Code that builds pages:
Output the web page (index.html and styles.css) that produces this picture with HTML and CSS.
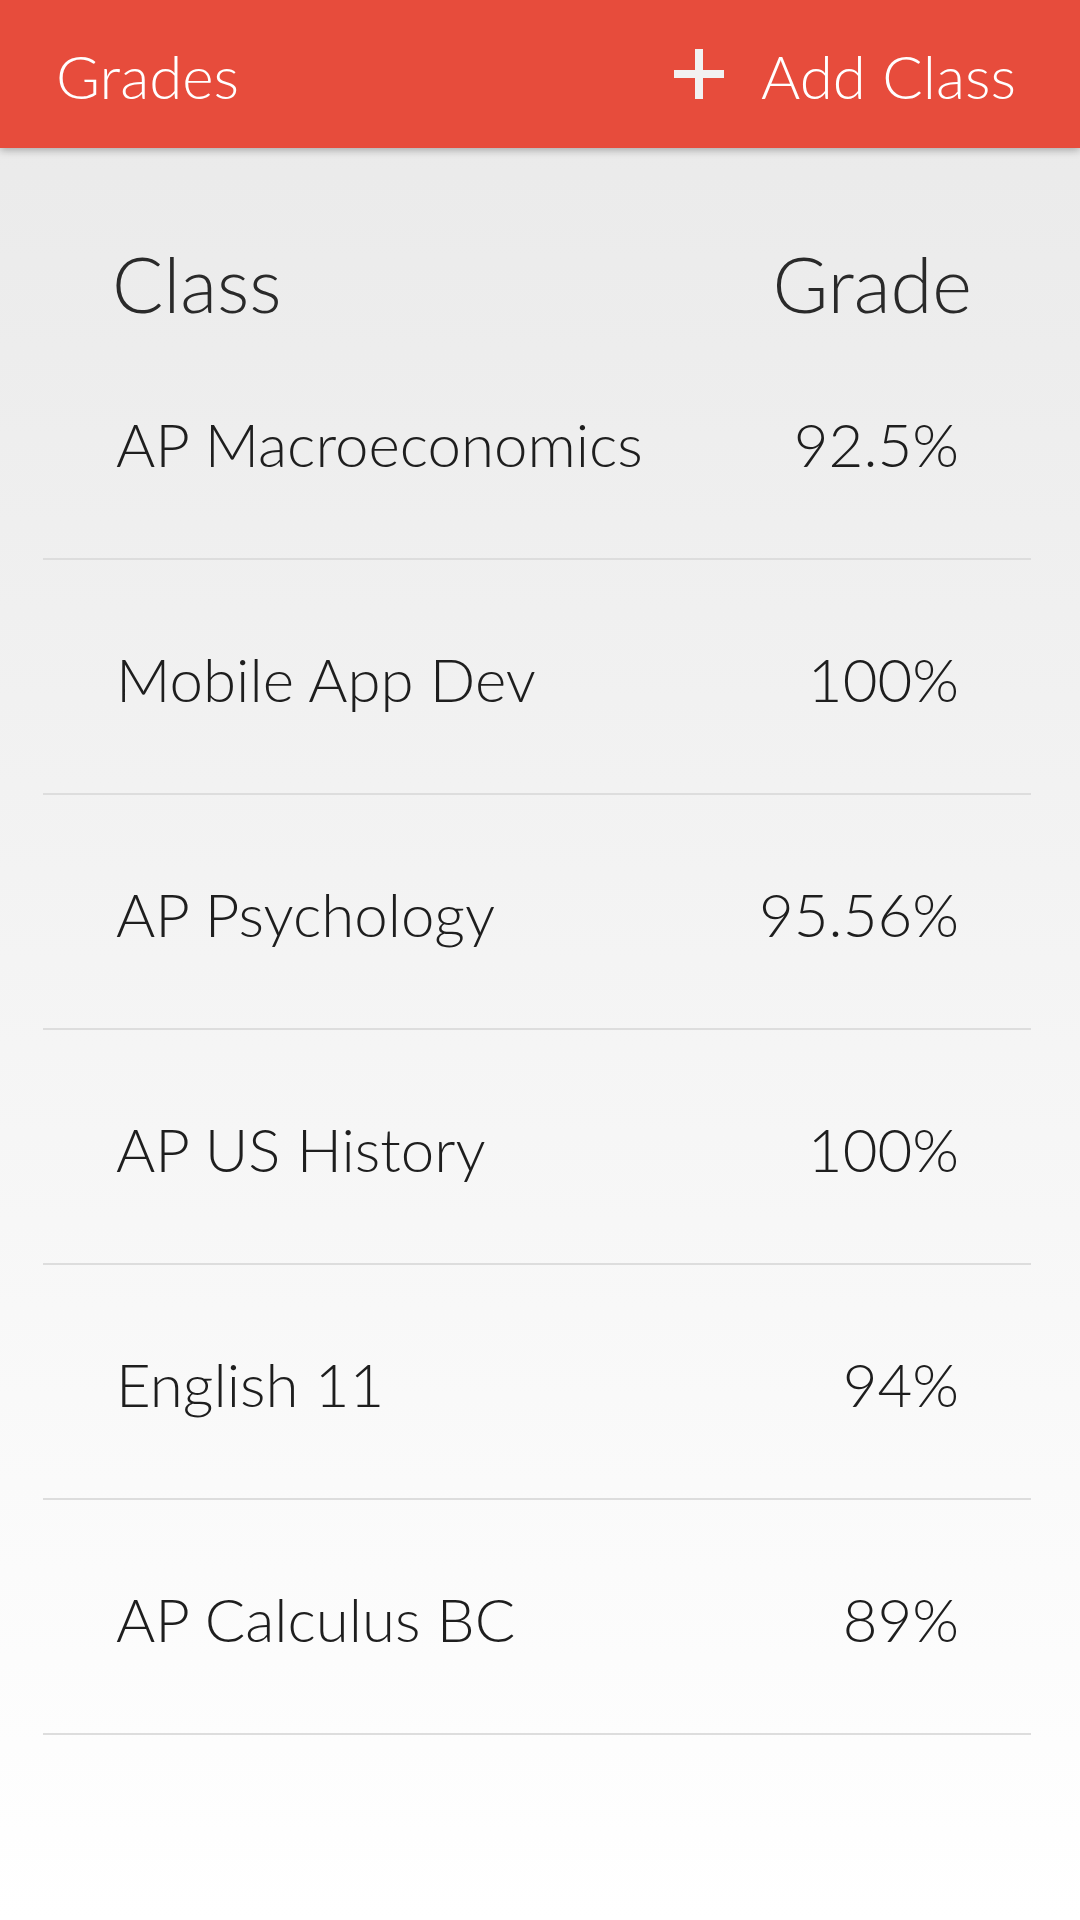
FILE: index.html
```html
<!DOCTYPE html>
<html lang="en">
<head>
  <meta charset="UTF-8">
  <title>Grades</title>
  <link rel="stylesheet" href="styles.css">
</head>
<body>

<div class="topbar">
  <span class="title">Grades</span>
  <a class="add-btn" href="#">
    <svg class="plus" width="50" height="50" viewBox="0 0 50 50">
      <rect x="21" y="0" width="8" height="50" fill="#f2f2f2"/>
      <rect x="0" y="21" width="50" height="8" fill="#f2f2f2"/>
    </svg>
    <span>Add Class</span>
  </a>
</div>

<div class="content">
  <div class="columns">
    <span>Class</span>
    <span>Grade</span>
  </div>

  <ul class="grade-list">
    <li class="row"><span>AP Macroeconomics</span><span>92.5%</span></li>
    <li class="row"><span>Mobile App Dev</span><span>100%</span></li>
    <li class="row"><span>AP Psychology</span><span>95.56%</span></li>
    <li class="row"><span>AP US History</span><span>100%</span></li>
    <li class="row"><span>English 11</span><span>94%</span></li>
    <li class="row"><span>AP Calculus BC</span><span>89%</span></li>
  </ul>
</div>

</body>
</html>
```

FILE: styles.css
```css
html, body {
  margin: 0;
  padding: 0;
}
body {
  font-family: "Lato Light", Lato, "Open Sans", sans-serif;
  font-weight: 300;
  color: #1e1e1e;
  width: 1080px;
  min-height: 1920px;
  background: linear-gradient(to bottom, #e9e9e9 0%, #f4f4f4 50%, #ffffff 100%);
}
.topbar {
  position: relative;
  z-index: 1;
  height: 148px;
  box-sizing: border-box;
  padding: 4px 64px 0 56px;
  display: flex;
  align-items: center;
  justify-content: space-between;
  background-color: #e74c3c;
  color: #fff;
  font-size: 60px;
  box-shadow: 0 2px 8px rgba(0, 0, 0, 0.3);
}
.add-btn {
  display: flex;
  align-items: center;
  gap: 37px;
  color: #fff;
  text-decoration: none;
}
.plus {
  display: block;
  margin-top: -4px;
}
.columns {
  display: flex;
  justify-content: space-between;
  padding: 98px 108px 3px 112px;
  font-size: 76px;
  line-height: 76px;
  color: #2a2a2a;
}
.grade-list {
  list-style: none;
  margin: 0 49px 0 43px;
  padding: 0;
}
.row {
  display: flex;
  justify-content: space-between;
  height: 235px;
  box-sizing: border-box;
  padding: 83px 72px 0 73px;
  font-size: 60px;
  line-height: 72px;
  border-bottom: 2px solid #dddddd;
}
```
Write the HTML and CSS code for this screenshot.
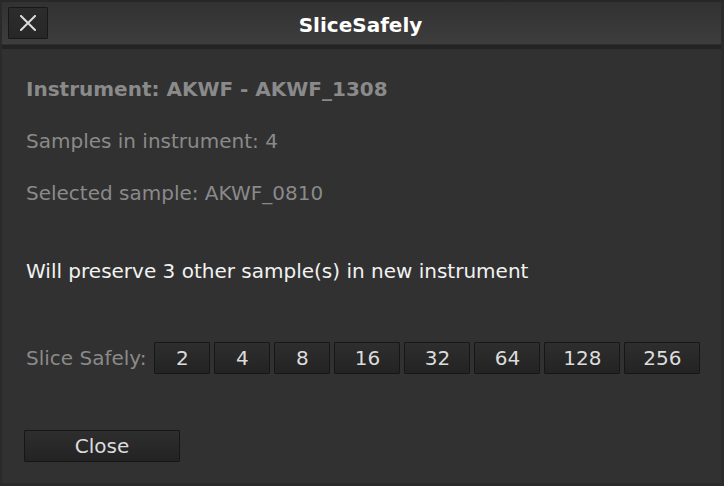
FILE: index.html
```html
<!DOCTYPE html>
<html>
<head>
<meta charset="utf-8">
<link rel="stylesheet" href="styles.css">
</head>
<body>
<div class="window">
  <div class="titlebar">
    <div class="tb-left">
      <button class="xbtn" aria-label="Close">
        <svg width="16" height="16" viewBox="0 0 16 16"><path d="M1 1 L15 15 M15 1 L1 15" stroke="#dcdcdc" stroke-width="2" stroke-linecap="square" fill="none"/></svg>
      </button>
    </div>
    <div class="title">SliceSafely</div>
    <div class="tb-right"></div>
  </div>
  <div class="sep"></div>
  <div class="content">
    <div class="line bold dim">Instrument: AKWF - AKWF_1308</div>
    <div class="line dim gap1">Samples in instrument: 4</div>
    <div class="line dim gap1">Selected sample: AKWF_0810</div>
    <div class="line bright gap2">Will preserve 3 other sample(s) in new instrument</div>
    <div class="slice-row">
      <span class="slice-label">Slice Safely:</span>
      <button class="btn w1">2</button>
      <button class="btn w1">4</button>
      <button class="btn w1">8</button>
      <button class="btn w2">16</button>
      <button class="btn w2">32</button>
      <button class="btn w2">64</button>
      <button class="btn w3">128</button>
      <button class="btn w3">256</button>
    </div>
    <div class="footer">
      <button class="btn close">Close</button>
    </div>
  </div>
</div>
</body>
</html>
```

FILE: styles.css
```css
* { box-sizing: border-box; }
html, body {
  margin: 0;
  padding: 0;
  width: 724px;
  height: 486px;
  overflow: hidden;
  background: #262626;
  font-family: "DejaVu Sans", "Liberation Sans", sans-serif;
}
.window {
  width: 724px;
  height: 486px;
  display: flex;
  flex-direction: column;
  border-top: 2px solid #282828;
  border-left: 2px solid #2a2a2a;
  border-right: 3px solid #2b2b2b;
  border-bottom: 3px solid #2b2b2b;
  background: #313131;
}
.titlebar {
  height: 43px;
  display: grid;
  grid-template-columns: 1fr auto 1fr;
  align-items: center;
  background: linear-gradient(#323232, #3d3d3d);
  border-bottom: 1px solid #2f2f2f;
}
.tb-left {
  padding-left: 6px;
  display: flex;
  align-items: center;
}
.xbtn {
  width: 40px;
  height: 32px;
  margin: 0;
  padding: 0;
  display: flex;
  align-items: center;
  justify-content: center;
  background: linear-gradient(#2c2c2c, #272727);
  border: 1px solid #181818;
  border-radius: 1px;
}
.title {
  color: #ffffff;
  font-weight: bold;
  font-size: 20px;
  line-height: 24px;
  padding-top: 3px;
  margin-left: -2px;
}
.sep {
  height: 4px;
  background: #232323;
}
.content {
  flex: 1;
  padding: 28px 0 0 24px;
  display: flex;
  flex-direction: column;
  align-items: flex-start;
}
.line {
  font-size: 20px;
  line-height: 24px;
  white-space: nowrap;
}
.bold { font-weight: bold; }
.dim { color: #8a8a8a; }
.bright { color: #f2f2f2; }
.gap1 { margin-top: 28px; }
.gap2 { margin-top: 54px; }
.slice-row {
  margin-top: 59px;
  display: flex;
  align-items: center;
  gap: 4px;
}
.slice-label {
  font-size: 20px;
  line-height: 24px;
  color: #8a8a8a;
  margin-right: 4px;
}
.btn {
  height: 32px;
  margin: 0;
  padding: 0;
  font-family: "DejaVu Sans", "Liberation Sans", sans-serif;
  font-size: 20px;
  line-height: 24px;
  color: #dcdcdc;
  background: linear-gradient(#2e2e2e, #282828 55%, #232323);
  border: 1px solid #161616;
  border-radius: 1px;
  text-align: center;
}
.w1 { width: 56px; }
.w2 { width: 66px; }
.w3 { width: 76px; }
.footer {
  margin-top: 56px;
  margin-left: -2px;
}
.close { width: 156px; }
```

• [TO DO]
Pictures in the data above should not be copied; transcribe everything else exactly.

• [RESULT OF THIS EXERCISE]
Output the web page (index.html and styles.css) that produces this picture with HTML and CSS.
FILE: index.html
```html
<!DOCTYPE html>
<html lang="en">
<head>
  <meta charset="UTF-8">
  <title>Grades</title>
  <link rel="stylesheet" href="styles.css">
</head>
<body>

<div class="topbar">
  <span class="title">Grades</span>
  <a class="add-btn" href="#">
    <svg class="plus" width="50" height="50" viewBox="0 0 50 50">
      <rect x="21" y="0" width="8" height="50" fill="#f2f2f2"/>
      <rect x="0" y="21" width="50" height="8" fill="#f2f2f2"/>
    </svg>
    <span>Add Class</span>
  </a>
</div>

<div class="content">
  <div class="columns">
    <span>Class</span>
    <span>Grade</span>
  </div>

  <ul class="grade-list">
    <li class="row"><span>AP Macroeconomics</span><span>92.5%</span></li>
    <li class="row"><span>Mobile App Dev</span><span>100%</span></li>
    <li class="row"><span>AP Psychology</span><span>95.56%</span></li>
    <li class="row"><span>AP US History</span><span>100%</span></li>
    <li class="row"><span>English 11</span><span>94%</span></li>
    <li class="row"><span>AP Calculus BC</span><span>89%</span></li>
  </ul>
</div>

</body>
</html>
```

FILE: styles.css
```css
html, body {
  margin: 0;
  padding: 0;
}
body {
  font-family: "Lato Light", Lato, "Open Sans", sans-serif;
  font-weight: 300;
  color: #1e1e1e;
  width: 1080px;
  min-height: 1920px;
  background: linear-gradient(to bottom, #e9e9e9 0%, #f4f4f4 50%, #ffffff 100%);
}
.topbar {
  position: relative;
  z-index: 1;
  height: 148px;
  box-sizing: border-box;
  padding: 4px 64px 0 56px;
  display: flex;
  align-items: center;
  justify-content: space-between;
  background-color: #e74c3c;
  color: #fff;
  font-size: 60px;
  box-shadow: 0 2px 8px rgba(0, 0, 0, 0.3);
}
.add-btn {
  display: flex;
  align-items: center;
  gap: 37px;
  color: #fff;
  text-decoration: none;
}
.plus {
  display: block;
  margin-top: -4px;
}
.columns {
  display: flex;
  justify-content: space-between;
  padding: 98px 108px 3px 112px;
  font-size: 76px;
  line-height: 76px;
  color: #2a2a2a;
}
.grade-list {
  list-style: none;
  margin: 0 49px 0 43px;
  padding: 0;
}
.row {
  display: flex;
  justify-content: space-between;
  height: 235px;
  box-sizing: border-box;
  padding: 83px 72px 0 73px;
  font-size: 60px;
  line-height: 72px;
  border-bottom: 2px solid #dddddd;
}
```
Write the HTML and CSS code for this screenshot.
FILE: index.html
```html
<!DOCTYPE html>
<html>
<head>
<meta charset="utf-8">
<link rel="stylesheet" href="styles.css">
</head>
<body>
<div class="window">
  <div class="titlebar">
    <div class="tb-left">
      <button class="xbtn" aria-label="Close">
        <svg width="16" height="16" viewBox="0 0 16 16"><path d="M1 1 L15 15 M15 1 L1 15" stroke="#dcdcdc" stroke-width="2" stroke-linecap="square" fill="none"/></svg>
      </button>
    </div>
    <div class="title">SliceSafely</div>
    <div class="tb-right"></div>
  </div>
  <div class="sep"></div>
  <div class="content">
    <div class="line bold dim">Instrument: AKWF - AKWF_1308</div>
    <div class="line dim gap1">Samples in instrument: 4</div>
    <div class="line dim gap1">Selected sample: AKWF_0810</div>
    <div class="line bright gap2">Will preserve 3 other sample(s) in new instrument</div>
    <div class="slice-row">
      <span class="slice-label">Slice Safely:</span>
      <button class="btn w1">2</button>
      <button class="btn w1">4</button>
      <button class="btn w1">8</button>
      <button class="btn w2">16</button>
      <button class="btn w2">32</button>
      <button class="btn w2">64</button>
      <button class="btn w3">128</button>
      <button class="btn w3">256</button>
    </div>
    <div class="footer">
      <button class="btn close">Close</button>
    </div>
  </div>
</div>
</body>
</html>
```

FILE: styles.css
```css
* { box-sizing: border-box; }
html, body {
  margin: 0;
  padding: 0;
  width: 724px;
  height: 486px;
  overflow: hidden;
  background: #262626;
  font-family: "DejaVu Sans", "Liberation Sans", sans-serif;
}
.window {
  width: 724px;
  height: 486px;
  display: flex;
  flex-direction: column;
  border-top: 2px solid #282828;
  border-left: 2px solid #2a2a2a;
  border-right: 3px solid #2b2b2b;
  border-bottom: 3px solid #2b2b2b;
  background: #313131;
}
.titlebar {
  height: 43px;
  display: grid;
  grid-template-columns: 1fr auto 1fr;
  align-items: center;
  background: linear-gradient(#323232, #3d3d3d);
  border-bottom: 1px solid #2f2f2f;
}
.tb-left {
  padding-left: 6px;
  display: flex;
  align-items: center;
}
.xbtn {
  width: 40px;
  height: 32px;
  margin: 0;
  padding: 0;
  display: flex;
  align-items: center;
  justify-content: center;
  background: linear-gradient(#2c2c2c, #272727);
  border: 1px solid #181818;
  border-radius: 1px;
}
.title {
  color: #ffffff;
  font-weight: bold;
  font-size: 20px;
  line-height: 24px;
  padding-top: 3px;
  margin-left: -2px;
}
.sep {
  height: 4px;
  background: #232323;
}
.content {
  flex: 1;
  padding: 28px 0 0 24px;
  display: flex;
  flex-direction: column;
  align-items: flex-start;
}
.line {
  font-size: 20px;
  line-height: 24px;
  white-space: nowrap;
}
.bold { font-weight: bold; }
.dim { color: #8a8a8a; }
.bright { color: #f2f2f2; }
.gap1 { margin-top: 28px; }
.gap2 { margin-top: 54px; }
.slice-row {
  margin-top: 59px;
  display: flex;
  align-items: center;
  gap: 4px;
}
.slice-label {
  font-size: 20px;
  line-height: 24px;
  color: #8a8a8a;
  margin-right: 4px;
}
.btn {
  height: 32px;
  margin: 0;
  padding: 0;
  font-family: "DejaVu Sans", "Liberation Sans", sans-serif;
  font-size: 20px;
  line-height: 24px;
  color: #dcdcdc;
  background: linear-gradient(#2e2e2e, #282828 55%, #232323);
  border: 1px solid #161616;
  border-radius: 1px;
  text-align: center;
}
.w1 { width: 56px; }
.w2 { width: 66px; }
.w3 { width: 76px; }
.footer {
  margin-top: 56px;
  margin-left: -2px;
}
.close { width: 156px; }
```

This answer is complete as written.